How to avoid the painful 'avocado hand' injury

Publish Date
Thursday, 18 May 2017, 10:16AM

Avocado-cutting injuries cost ACC almost $70,000 last year and figures show the number of people slicing themselves while trying to prepare the fruit has increased over the past three years.

As the popularity of avocados has increased, so too has "avocado hand" - stabbed or slashed hands from trying to cut the fruit.

Last year ACC received 162 claims for injuries involving avocados, up from 137 in 2015 and 118 in 2014.

The cost of those claims to date has risen accordingly. Last year ACC paid out $68,589 and in 2014 the figure was $54,945.

An ACC spokesman said the figures were collated by searching for the word avocado in the "what you were doing" section of claim forms but, because the level of detail provided could vary greatly, the data could not be presented as definitive.

Last week the British Association of Plastic, Reconstructive and Aesthetic Surgeons called for safety labels on the fruit to help reduce the number of people needing hospital treatment.
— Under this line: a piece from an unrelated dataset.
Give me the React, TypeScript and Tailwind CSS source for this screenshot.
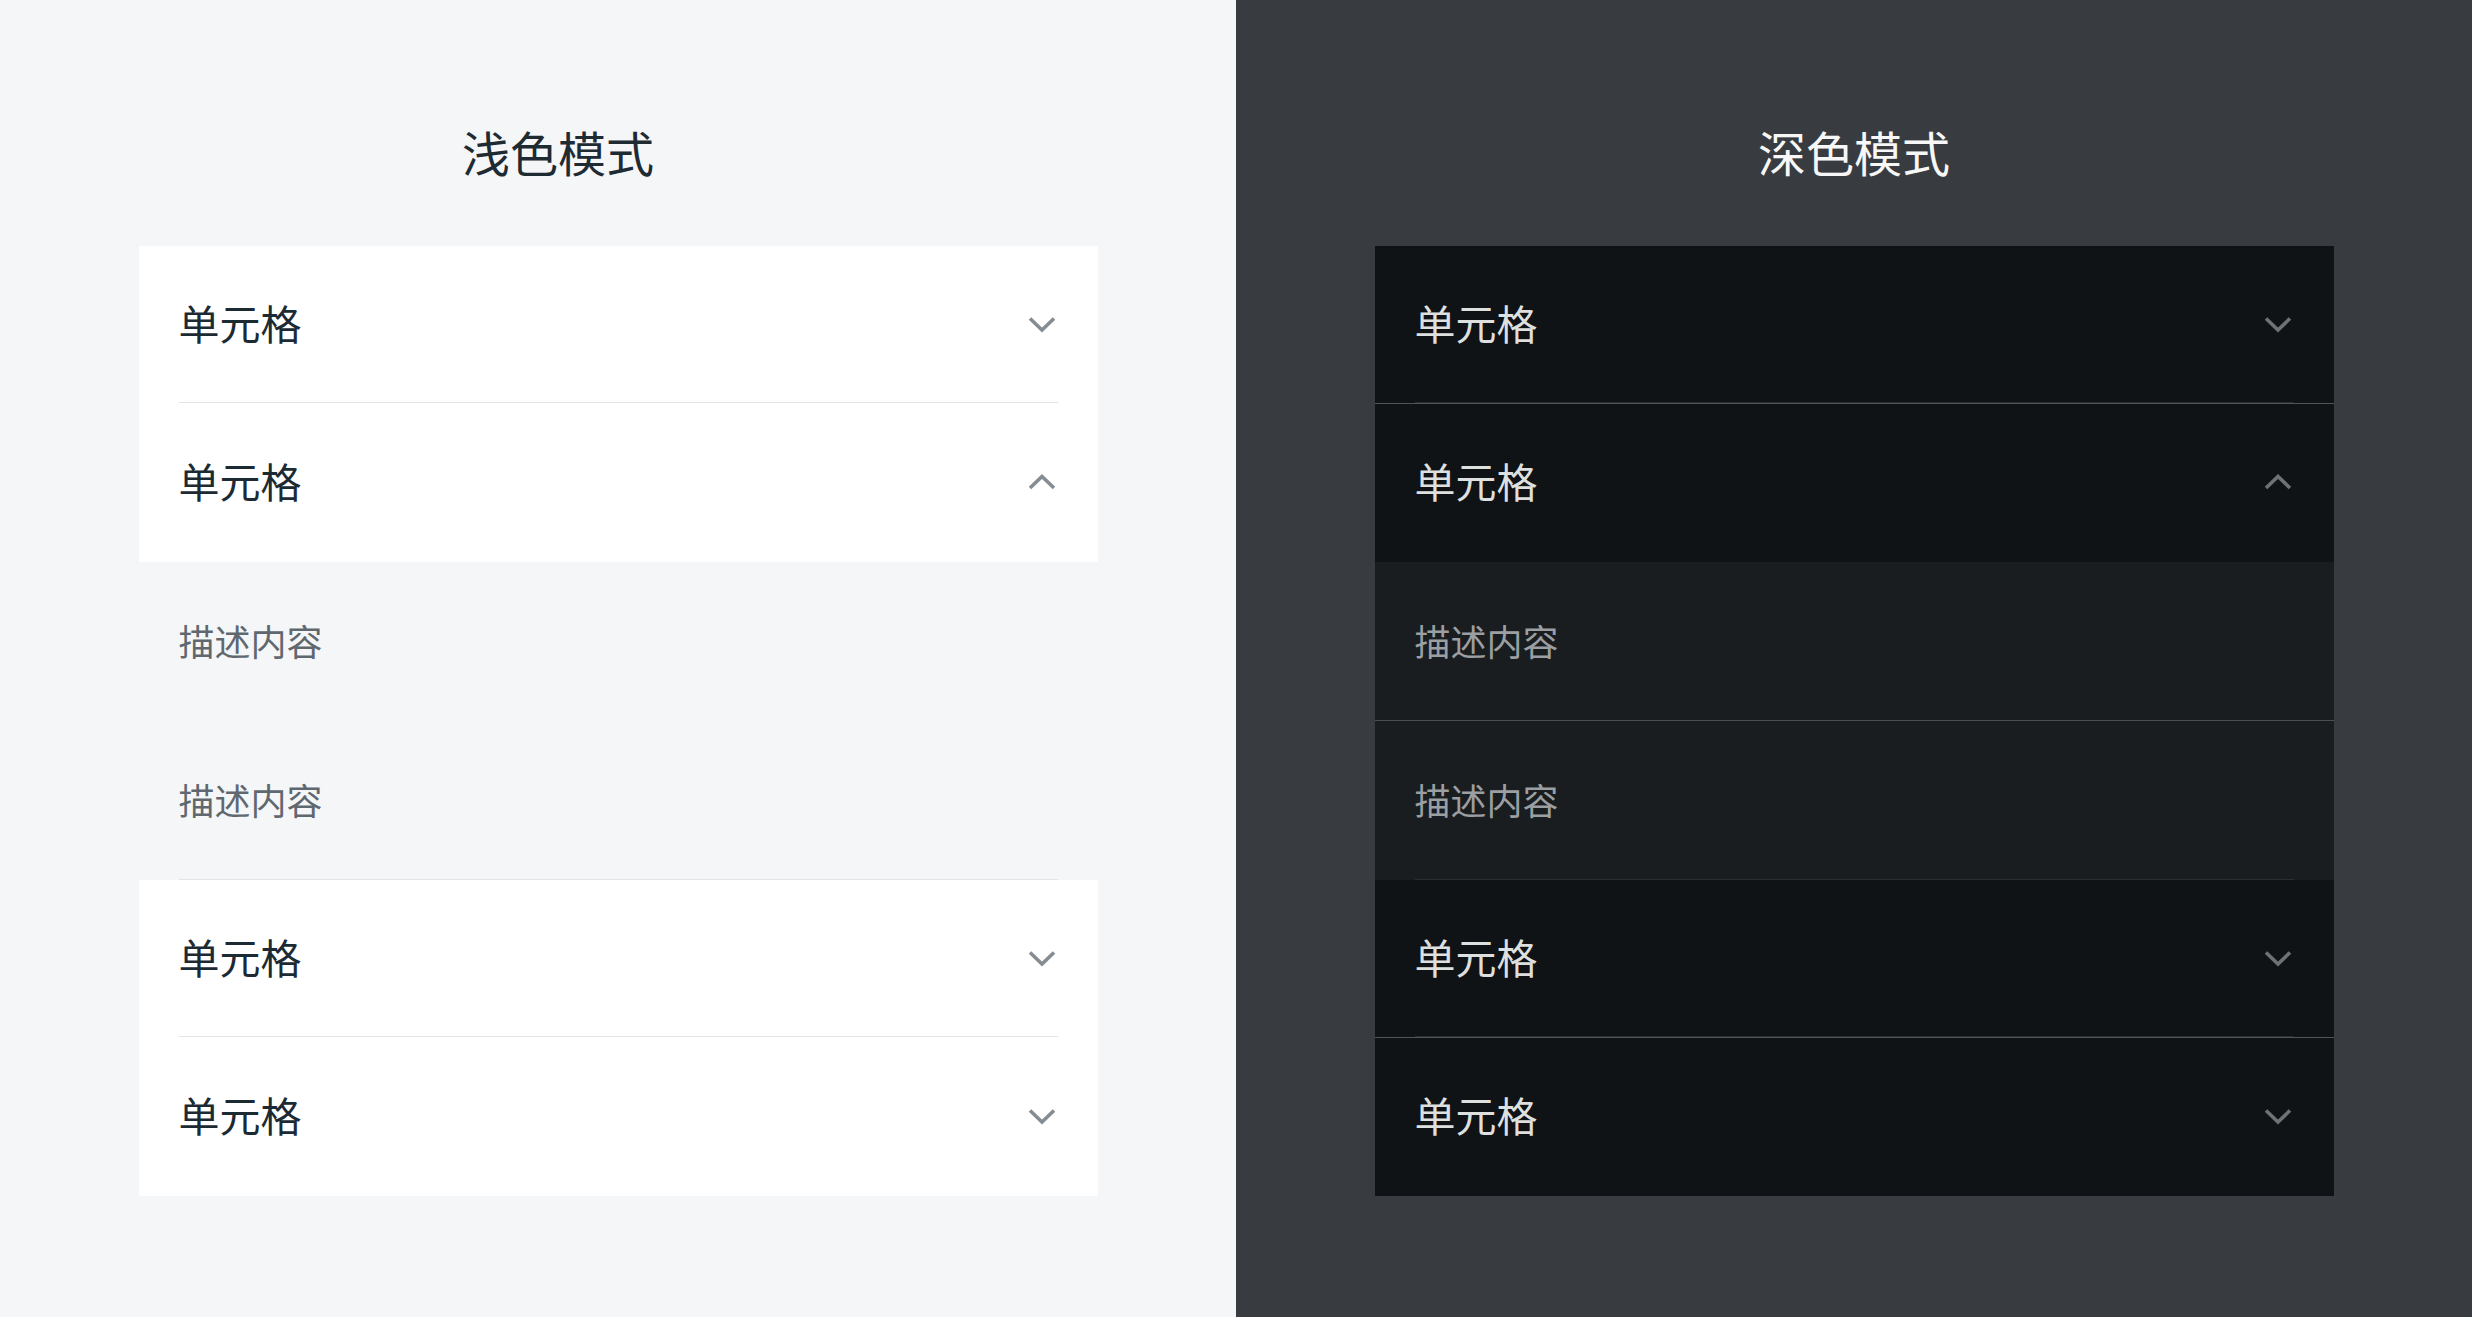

Former president of the plastic surgery section of the Royal Society of Medicine, Simon Eccles, told the Times he treated about four patients a week with avocado hand at Chelsea and Westminster Hospitals in London.

"People do not anticipate that the avocados they buy can be very ripe and there is minimal understanding of how to handle them," he told the Times. "We don't want to put people off the fruit but I think warning labels are an effective way of dealing with this. It needs to be recognisable. Perhaps we could have a cartoon picture of an avocado with a knife, and a big red cross going through it?"

Often the injuries involve serious nerve or tendon damage, which requires surgery.

Even celebrities are not immune to avocado hand.

Meryl Streep was seen with her hand bandaged in 2012 after cutting her hand while chopping up an avocado.

Kiwi singer Brooke Fraser also had surgery on her hand after slicing it while cutting an avocado in 2015.

She posted a photo on Instagram of her during surgery saying: "For everyone who's been asking, I was cutting an avocado a few days ago when the knife slipped and kinda sorta went through my hand."

"Had successful surgery today to repair the nerve I severed so I WILL be able to play music again!"

Celebrity chef Jamie Oliver also tweeted about avocado hand last week urging people to "just put it on a board" and sharing a link to a 2010 video of him explaining how to prepare an avocado.

His advice is to put the avocado on a board, rather than holding it in your hand, before trying to ram a knife into the stone.